Front-end source files:

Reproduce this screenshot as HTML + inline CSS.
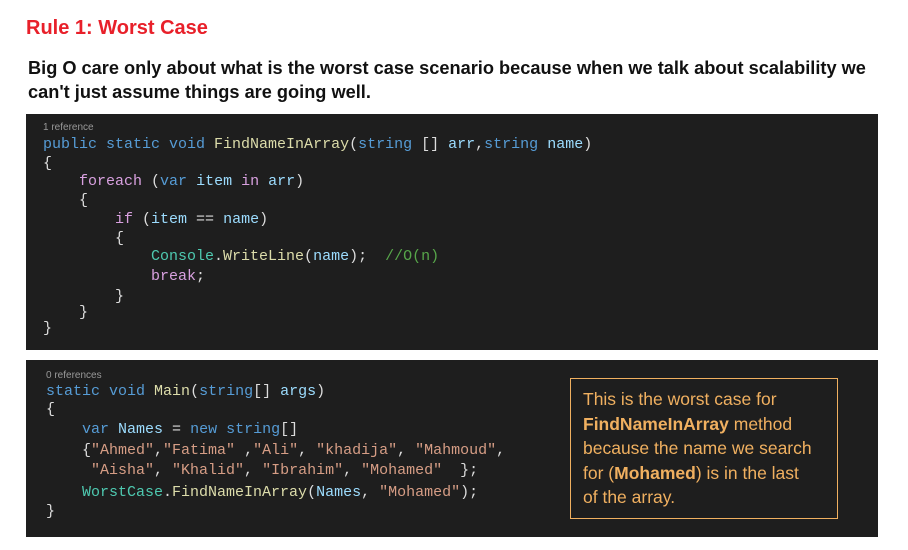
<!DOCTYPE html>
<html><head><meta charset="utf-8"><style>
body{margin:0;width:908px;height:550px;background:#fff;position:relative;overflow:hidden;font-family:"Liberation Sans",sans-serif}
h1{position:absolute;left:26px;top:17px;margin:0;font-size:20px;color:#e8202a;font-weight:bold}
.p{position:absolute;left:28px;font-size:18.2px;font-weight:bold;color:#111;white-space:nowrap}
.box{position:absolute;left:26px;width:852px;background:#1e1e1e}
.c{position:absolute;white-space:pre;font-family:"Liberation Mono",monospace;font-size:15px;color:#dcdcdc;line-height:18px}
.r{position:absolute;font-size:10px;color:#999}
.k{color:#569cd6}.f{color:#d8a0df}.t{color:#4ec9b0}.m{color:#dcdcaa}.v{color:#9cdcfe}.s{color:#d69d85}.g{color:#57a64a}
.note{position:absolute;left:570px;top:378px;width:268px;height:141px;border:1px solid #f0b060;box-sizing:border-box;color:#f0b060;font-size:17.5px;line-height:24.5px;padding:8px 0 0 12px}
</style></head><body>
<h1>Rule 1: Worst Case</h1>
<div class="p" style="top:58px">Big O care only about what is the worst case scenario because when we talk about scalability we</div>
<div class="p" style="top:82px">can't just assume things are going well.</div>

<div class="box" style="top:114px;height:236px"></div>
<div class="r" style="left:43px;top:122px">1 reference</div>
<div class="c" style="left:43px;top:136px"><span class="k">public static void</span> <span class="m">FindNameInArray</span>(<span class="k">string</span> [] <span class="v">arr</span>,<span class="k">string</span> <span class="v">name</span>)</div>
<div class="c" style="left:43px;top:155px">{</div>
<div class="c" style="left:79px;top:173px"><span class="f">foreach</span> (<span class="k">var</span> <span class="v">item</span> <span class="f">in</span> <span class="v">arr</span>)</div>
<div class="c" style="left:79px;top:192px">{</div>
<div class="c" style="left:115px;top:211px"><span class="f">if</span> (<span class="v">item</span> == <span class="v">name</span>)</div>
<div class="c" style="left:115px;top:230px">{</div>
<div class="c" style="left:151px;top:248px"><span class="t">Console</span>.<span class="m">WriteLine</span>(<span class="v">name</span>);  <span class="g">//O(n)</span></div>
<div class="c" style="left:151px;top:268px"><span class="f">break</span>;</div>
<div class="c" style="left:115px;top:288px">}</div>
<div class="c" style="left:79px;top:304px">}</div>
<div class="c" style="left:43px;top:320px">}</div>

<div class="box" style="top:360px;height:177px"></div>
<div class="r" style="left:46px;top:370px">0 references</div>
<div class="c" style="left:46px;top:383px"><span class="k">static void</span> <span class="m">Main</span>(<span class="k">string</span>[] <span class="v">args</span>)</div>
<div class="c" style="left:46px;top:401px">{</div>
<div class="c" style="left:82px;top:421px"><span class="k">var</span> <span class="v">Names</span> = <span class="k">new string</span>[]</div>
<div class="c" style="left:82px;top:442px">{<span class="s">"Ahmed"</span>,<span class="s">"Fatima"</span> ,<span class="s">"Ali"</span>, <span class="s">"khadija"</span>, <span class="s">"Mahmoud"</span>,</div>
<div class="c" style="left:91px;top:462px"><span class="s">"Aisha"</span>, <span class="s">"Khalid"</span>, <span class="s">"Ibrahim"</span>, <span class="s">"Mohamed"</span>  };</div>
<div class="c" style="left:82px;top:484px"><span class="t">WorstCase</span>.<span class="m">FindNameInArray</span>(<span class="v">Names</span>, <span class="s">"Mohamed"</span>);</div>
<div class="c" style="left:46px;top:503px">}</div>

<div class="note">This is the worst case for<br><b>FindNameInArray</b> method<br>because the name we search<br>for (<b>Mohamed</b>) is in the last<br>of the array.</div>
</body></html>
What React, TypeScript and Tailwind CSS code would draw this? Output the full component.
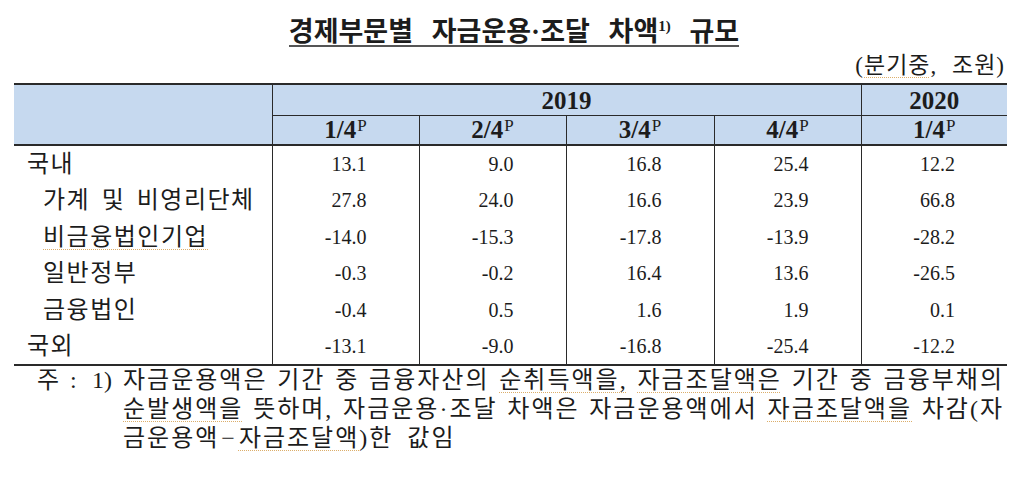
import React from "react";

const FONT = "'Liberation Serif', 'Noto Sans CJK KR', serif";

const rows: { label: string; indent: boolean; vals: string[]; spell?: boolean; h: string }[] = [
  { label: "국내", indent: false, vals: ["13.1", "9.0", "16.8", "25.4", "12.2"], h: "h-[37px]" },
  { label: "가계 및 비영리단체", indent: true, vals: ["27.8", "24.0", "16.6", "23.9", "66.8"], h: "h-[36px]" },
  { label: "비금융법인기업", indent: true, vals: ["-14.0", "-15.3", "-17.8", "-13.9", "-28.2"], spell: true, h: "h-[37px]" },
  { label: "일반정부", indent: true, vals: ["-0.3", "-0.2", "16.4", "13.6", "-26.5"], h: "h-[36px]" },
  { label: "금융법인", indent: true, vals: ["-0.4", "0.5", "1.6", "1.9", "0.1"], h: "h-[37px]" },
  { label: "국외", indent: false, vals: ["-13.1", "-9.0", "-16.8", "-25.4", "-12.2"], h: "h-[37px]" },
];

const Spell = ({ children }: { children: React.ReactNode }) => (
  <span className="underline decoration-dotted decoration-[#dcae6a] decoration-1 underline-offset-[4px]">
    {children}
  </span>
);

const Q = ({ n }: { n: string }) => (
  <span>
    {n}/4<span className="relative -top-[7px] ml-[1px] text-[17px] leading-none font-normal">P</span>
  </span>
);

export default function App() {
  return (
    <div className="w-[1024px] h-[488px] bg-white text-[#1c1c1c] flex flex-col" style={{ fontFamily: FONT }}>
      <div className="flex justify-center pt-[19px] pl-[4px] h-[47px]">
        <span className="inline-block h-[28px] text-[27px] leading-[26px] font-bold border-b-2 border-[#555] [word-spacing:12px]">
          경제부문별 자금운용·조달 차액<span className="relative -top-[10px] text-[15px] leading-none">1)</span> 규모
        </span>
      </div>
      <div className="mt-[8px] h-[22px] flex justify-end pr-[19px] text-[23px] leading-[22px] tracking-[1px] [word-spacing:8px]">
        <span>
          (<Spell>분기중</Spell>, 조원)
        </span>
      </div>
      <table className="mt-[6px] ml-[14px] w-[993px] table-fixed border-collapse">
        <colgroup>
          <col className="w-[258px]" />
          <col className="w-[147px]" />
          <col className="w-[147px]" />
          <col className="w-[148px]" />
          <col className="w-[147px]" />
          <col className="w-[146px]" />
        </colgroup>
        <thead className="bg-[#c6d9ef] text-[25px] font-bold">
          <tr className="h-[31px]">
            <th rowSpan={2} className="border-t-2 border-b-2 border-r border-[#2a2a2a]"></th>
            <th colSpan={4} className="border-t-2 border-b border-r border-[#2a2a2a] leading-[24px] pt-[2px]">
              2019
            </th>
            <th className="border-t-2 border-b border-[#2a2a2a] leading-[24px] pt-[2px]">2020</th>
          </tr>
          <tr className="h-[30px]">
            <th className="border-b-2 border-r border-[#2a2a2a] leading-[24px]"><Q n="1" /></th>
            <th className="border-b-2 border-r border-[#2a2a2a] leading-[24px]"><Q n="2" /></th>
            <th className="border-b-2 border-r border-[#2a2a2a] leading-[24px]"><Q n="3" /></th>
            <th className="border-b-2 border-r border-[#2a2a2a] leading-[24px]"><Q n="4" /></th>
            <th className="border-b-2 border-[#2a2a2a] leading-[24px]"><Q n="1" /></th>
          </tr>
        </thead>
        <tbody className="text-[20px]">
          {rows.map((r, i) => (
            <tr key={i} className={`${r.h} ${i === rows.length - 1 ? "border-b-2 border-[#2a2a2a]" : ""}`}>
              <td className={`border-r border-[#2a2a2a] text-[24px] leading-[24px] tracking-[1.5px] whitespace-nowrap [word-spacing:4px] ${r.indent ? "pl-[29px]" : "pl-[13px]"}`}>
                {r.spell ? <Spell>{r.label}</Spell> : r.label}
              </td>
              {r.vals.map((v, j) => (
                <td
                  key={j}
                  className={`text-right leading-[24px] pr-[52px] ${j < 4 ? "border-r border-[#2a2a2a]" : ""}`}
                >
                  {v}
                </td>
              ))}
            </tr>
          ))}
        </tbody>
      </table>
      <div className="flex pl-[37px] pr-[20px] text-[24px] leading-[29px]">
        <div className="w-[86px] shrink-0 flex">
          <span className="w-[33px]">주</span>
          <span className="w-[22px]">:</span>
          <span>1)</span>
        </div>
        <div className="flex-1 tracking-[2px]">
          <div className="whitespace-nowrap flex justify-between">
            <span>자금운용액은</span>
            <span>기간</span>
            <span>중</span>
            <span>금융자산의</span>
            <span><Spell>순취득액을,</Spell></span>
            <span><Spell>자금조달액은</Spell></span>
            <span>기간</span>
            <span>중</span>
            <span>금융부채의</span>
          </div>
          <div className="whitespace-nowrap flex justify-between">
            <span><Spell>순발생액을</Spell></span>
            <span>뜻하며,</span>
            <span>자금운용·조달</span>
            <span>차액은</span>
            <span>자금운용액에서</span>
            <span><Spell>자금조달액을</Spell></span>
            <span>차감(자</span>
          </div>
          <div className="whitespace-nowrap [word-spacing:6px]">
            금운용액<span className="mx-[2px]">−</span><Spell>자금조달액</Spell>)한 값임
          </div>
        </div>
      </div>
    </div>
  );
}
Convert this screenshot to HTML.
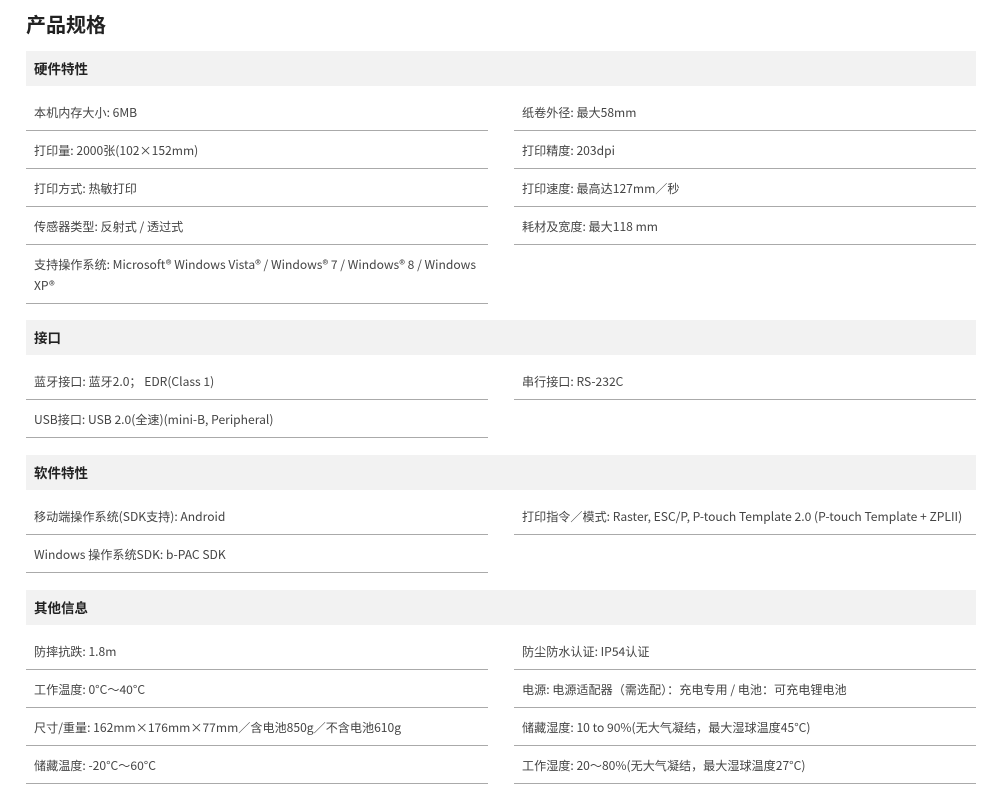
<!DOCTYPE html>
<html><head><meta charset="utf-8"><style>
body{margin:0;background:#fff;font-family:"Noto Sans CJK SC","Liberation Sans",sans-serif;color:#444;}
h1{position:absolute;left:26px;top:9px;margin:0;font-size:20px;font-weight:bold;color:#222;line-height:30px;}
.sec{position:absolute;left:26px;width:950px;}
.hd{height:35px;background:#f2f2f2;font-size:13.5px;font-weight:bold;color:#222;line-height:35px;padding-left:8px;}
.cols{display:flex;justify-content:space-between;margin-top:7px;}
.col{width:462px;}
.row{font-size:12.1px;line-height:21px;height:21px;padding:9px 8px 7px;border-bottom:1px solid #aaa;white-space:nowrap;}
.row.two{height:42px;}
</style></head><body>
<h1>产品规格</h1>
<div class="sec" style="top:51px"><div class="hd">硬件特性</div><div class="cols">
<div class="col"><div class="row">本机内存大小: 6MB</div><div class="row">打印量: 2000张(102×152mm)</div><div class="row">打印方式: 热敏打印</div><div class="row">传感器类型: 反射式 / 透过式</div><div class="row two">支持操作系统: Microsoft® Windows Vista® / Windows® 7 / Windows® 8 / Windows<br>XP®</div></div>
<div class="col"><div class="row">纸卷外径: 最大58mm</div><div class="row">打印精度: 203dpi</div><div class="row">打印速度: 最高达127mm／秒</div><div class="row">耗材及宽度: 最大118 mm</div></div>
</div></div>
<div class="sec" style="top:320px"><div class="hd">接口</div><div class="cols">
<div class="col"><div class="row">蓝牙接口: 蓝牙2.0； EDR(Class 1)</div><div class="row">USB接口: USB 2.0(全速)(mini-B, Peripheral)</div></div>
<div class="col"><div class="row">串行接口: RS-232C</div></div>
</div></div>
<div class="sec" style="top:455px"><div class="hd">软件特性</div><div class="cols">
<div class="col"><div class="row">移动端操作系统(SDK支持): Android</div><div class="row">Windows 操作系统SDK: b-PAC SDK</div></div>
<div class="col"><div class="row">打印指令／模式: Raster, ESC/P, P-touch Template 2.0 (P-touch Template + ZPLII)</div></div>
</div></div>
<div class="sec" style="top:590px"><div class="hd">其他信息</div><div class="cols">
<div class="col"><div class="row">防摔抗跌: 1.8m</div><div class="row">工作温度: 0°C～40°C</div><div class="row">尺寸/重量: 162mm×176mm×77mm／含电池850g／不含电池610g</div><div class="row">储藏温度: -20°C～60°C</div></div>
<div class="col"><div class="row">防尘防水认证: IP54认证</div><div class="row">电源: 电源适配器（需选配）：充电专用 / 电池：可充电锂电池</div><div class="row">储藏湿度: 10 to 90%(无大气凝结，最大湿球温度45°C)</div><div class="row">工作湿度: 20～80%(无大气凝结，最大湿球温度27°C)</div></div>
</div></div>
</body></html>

Task description: Lines of the listing that contain the word "React" are to be counted; report only their number.

Exercise output: 3